The title Tinker, Tailor, Soldier, Spy is derived from a nursery song. It is suspected that there is a mole in the high ranks of British Secret Agency, Circus and George Smiley is called from forced retirement to unearth the mole as he is the only one above suspicion, thanks to his ousting. The primary suspects are the top four brasses of Circus, who reached there by ousting Control Smiley’s ex boss. Now without the knowledge of any of the suspects Smiley has to find out the mole, codenamed Gerald. Karla is the Russian agent suspected in installing Gerald.  Karla is a presence all through the trilogy coming out only in the climax of the last novel.

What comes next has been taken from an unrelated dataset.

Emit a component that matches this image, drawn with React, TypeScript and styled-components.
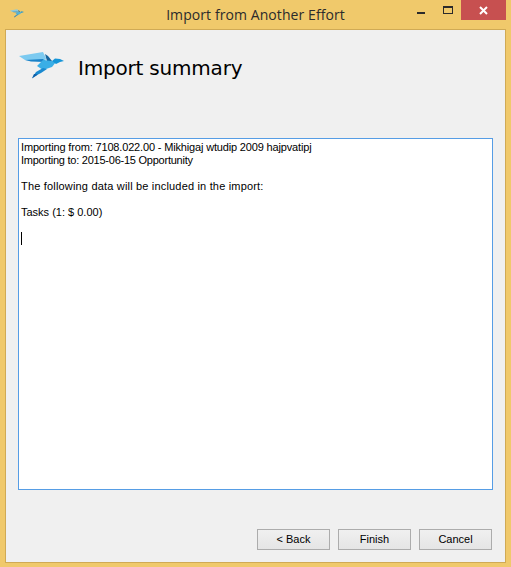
import React from "react";
import styled, {createGlobalStyle} from "styled-components";

const GlobalStyle = createGlobalStyle`
  html, body {
    margin: 0;
    padding: 0;
    background: #f0c96b;
  }
`;

const Window = styled.div`
  width: 511px;
  height: 567px;
  box-sizing: border-box;
  padding: 0 5px 4px 5px;
  background: #f0c96b;
  display: flex;
  flex-direction: column;
  font-family: "Liberation Sans", Arial, sans-serif;
`;

const TitleBar = styled.div`
  height: 29px;
  flex: none;
  display: flex;
  align-items: flex-start;
  position: relative;
`;

const TitleIcon = styled.svg`
  width: 14px;
  height: 9px;
  margin: 9px 0 0 5px;
  opacity: 0.85;
`;

const Title = styled.div`
  position: absolute;
  left: 0;
  right: 0;
  top: 6px;
  text-align: center;
  font-family: "Open Sans", sans-serif;
  font-size: 14px;
  letter-spacing: 0.08px;
  line-height: 17px;
  color: #2b2b2b;
`;

const WindowControls = styled.div`
  margin-left: auto;
  display: flex;
  align-items: flex-start;
`;

const ControlButton = styled.div<{wide?: boolean; danger?: boolean}>`
  width: ${({wide}) => (wide ? "45px" : "26px")};
  height: 20px;
  display: flex;
  align-items: center;
  justify-content: center;
  background: ${({danger}) => (danger ? "#c75050" : "transparent")};
`;

const MinimizeGlyph = styled.div`
  width: 8px;
  height: 2px;
  margin: 6px 2px 0 0;
  background: #2b2b2b;
`;

const MaximizeGlyph = styled.div`
  width: 8px;
  height: 5px;
  box-sizing: content-box;
  border: 1px solid #2b2b2b;
  border-top-width: 2px;
`;

const Client = styled.div`
  flex: 1;
  min-height: 0;
  box-sizing: border-box;
  background: #f0f0f0;
  border: 1px solid #d0aa55;
  display: flex;
  flex-direction: column;
  padding: 0 12px 12px 12px;
`;

const Header = styled.div`
  height: 108px;
  flex: none;
  display: flex;
  align-items: flex-start;
`;

const HeaderBird = styled.svg`
  width: 45px;
  height: 27px;
  margin: 22px 0 0 1px;
  flex: none;
`;

const Heading = styled.h1`
  margin: 24px 0 0 14px;
  font-family: "DejaVu Sans", Verdana, sans-serif;
  font-size: 20px;
  font-weight: 400;
  letter-spacing: -0.2px;
  line-height: 29px;
  color: #000;
`;

const SummaryBox = styled.div`
  height: 352px;
  flex: none;
  box-sizing: border-box;
  border: 1px solid #569de5;
  background: #fff;
  padding: 2px 2px;
  font-size: 11px;
  line-height: 13px;
  color: #000;
`;

const SummaryLine = styled.div<{tracking?: number}>`
  min-height: 13px;
  white-space: nowrap;
  letter-spacing: ${({tracking}) => tracking ?? 0}px;
`;

const Caret = styled.div`
  width: 1px;
  height: 13px;
  background: #000;
`;

const ButtonRow = styled.div`
  margin-top: auto;
  display: flex;
  justify-content: flex-end;
  gap: 8px;
  padding-right: 1px;
`;

const WizardButton = styled.button`
  width: 73px;
  height: 21px;
  padding: 0 0 1px 0;
  box-sizing: border-box;
  border: 1px solid #acacac;
  background: linear-gradient(#f0f0f0, #e5e5e5);
  font-family: "Liberation Sans", Arial, sans-serif;
  font-size: 11px;
  color: #000;
`;

const Bird = () => (
  <>
    <polygon points="0,4 24,0 27,6 26,10 6,8" fill="#7ccaf0"/>
    <polygon points="6,8 24,7 27,10 12,9.5" fill="#1a82c8"/>
    <polygon points="26,2 29,4 33,9 28,9" fill="#14659f"/>
    <polygon points="24,8 33,9 37,10 33,15 24,18 18,14" fill="#3aaee6"/>
    <polygon points="33,9 36,6.5 41,7 45,9 41,10 37,12" fill="#1595d8"/>
    <polygon points="13,26 17,20 24,16 28,17 22,21 18,23" fill="#1a8ad0"/>
    <polygon points="13,26.5 15,22 19,22.5" fill="#0e5fa8"/>
  </>
);

export default function App() {
  return (
    <Window>
      <GlobalStyle/>
      <TitleBar>
        <TitleIcon viewBox="0 0 45 27"><Bird/></TitleIcon>
        <Title>Import from Another Effort</Title>
        <WindowControls>
          <ControlButton><MinimizeGlyph/></ControlButton>
          <ControlButton><MaximizeGlyph/></ControlButton>
          <ControlButton wide danger>
            <svg width="9" height="9" viewBox="0 0 9 9">
              <path d="M1 1 L8 8 M8 1 L1 8" stroke="#fff" strokeWidth="2"/>
            </svg>
          </ControlButton>
        </WindowControls>
      </TitleBar>
      <Client>
        <Header>
          <HeaderBird viewBox="0 0 45 27"><Bird/></HeaderBird>
          <Heading>Import summary</Heading>
        </Header>
        <SummaryBox>
          <SummaryLine tracking={-0.16}>Importing from: 7108.022.00 - Mikhigaj wtudip 2009 hajpvatipj</SummaryLine>
          <SummaryLine tracking={-0.24}>Importing to: 2015-06-15 Opportunity</SummaryLine>
          <SummaryLine/>
          <SummaryLine tracking={0.18}>The following data will be included in the import:</SummaryLine>
          <SummaryLine/>
          <SummaryLine>Tasks (1: $ 0.00)</SummaryLine>
          <SummaryLine/>
          <Caret/>
        </SummaryBox>
        <ButtonRow>
          <WizardButton>&lt; Back</WizardButton>
          <WizardButton>Finish</WizardButton>
          <WizardButton>Cancel</WizardButton>
        </ButtonRow>
      </Client>
    </Window>
  );
}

The second novel The Honorable Schoolboy happens just after Smiley finds out who is Gerald. (So I would advise any reader intending to read these novels, not to read this before the former novel as the suspense is revealed.) Smiley is the new in charge of Circus and in order to get a trail on Karla he tries to find out all those cases suppressed by Gerald. This leads his team to Vientine, Laos, to a trail of money paid from Russia. Smiley sends Jerry Westerby, nicknamed The Honorable Schoolboy to Hong Kong for the investigation. The novel narrates how they thwart the plan of Karla to extract a mole from Communist China and save the face of Circus. Jerry Westerby is a character that comes probably nearest to James Bond. The reader sympathizes with him when he almost sabotages the operation by mixing his personal interest in it.  

In Smiley’s People, Smiley is again called out of retirement to sweep the murder of a double agent beneath the cot. Instead of doing what was told to him Smiley looks deep into the matter, suspecting Karla’s hand. He finds for the first time a weakness in his opponent and taking full advantage, goes into offensive, employing Karla’s own methods to get the breakthrough.

If we watch closely we can see that the relation between Karla and Smiley reversing in the trilogy. In Tinker, Tailor, Soldier, Spy, Karla is captured in a jail in Delhi and Smiley tries to bring him over to his side. Karla like a stone wall ignores him. Smiley had a framed picture of Karla in his office and many times his colleagues look into his obsession with Karla as a weakness in him. Many like Connie Sachs, proclaim they are similar men, the very thought Smiley revolts against. But by the end of third novel Smiley finds that they are similar.